In May 2011, a demo of the song was leaked into the internet, but was quickly taken down. The final version of the track was selected for inclusion for her fifth studio album, Stronger, which was released in October 2011.

== Composition ==

"Einstein" is a midtempo funk rock song. Its lyrical content mains focuses on a woman's realization and anger towards her ex-lover's, with its chorus centering on the realization that it won't take an intelligence like Albert Einstein's to figure out his feeble-mindedness, using a faux-formula phrase "Dumb + dumb = you." Clarkson revealed about its musical's content: "I think there’s always going to be that level with me. That’s the type of music I love. I grew up loving feisty women singers. I find a lot of joy in getting all that crap out of your system. I haven’t been in a bad relationship in years.
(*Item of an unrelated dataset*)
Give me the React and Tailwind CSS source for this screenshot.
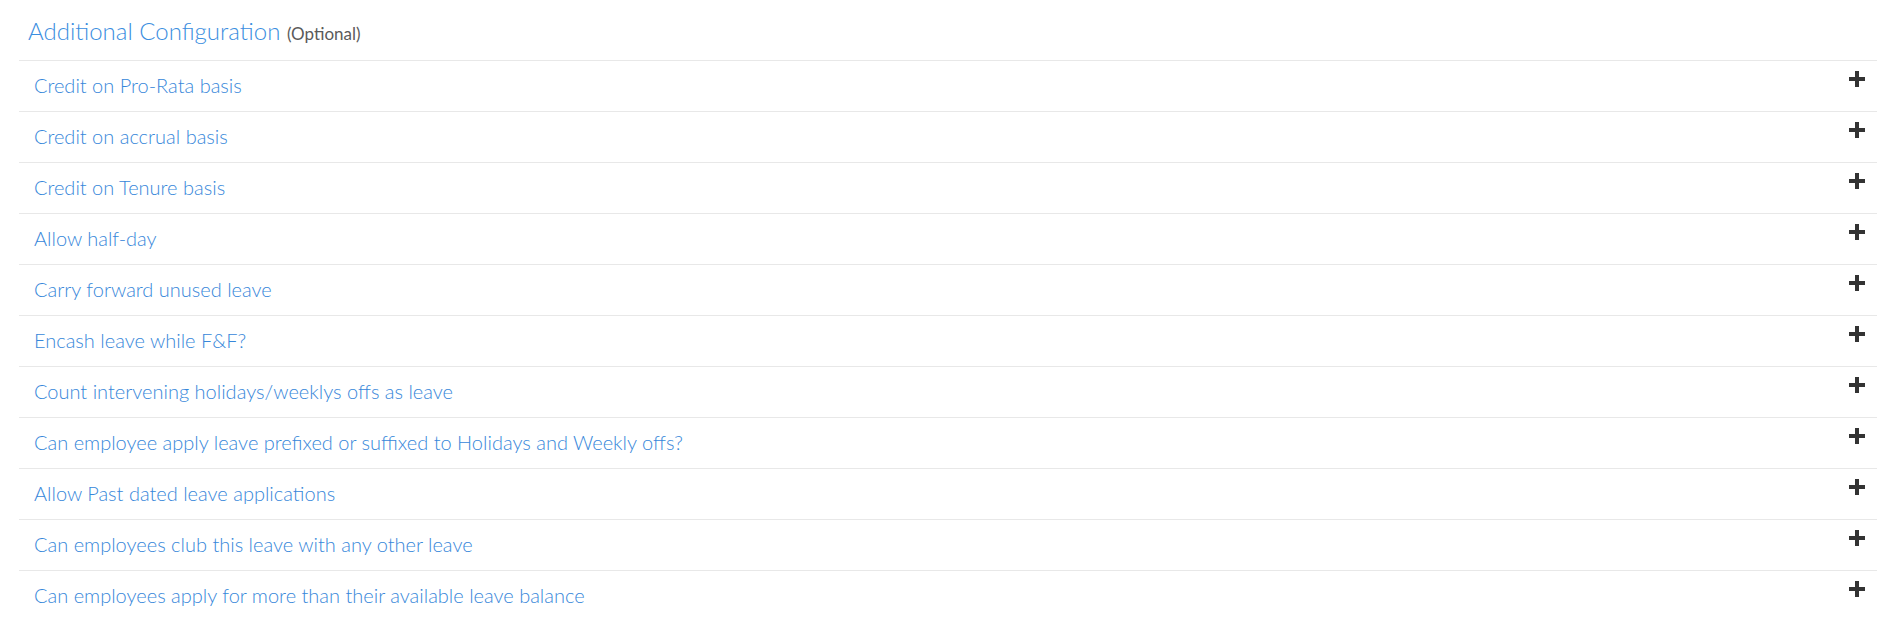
const items = [
  "Credit on Pro-Rata basis",
  "Credit on accrual basis",
  "Credit on Tenure basis",
  "Allow half-day",
  "Carry forward unused leave",
  "Encash leave while F&F?",
  "Count intervening holidays/weeklys offs as leave",
  "Can employee apply leave prefixed or suffixed to Holidays and Weekly offs?",
  "Allow Past dated leave applications",
  "Can employees club this leave with any other leave",
  "Can employees apply for more than their available leave balance",
];

function PlusIcon() {
  return (
    <svg width="16" height="16" viewBox="0 0 16 16" className="block">
      <rect x="6" y="0" width="4" height="16" fill="#333333" />
      <rect x="0" y="6" width="16" height="4" fill="#333333" />
    </svg>
  );
}

export default function App() {
  return (
    <div className="min-h-[641px] bg-white pl-[19px] font-['Lato',sans-serif]">
      {/* Header */}
      <div className="pl-[9px] pt-[13px] pb-[8px]">
        <h3 className="text-[24px] leading-[36px] font-light text-[#3b8ee0]">
          Additional Configuration{" "}
          <span className="text-[17px] font-normal text-[#5a5a5a]">(Optional)</span>
        </h3>
      </div>

      {/* Config rows */}
      <div>
        {items.map((label) => (
          <div
            key={label}
            className="flex items-start justify-between border-t border-[#e8e8e8] pl-[15px] pr-[12px] pt-[14px] pb-[16px]"
          >
            <span className="text-[20px] leading-[20px] font-light text-[#3787da]">{label}</span>
            <span className="-mt-[4px]">
              <PlusIcon />
            </span>
          </div>
        ))}
      </div>
    </div>
  );
}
It’s just that I've been in a bad relationship, and I think when you’re singing any song like that, you pull from the one thing in your life that you know you've experienced." Gil Kaufman of MTV noted its same pop rock vibe to "Since U Been Gone" (2004).

== Critical response ==
"Einstein" received mixed reviews from music critics. Chris Willman of Reuters gave a positive review, he wrote: "The rocker "Einstein" sounds like it might've been written for Pink, though it probably wasn't, since Clarkson gets a co-writing credit. Against guitar squalls and live drums, she does the romantic math ("Our love divided by the square root of pride...It was heavy when I finally figured it out") and concludes that "dumb plus dumb equals you," a formula that will surely help kids get interested in arithmetic this fall."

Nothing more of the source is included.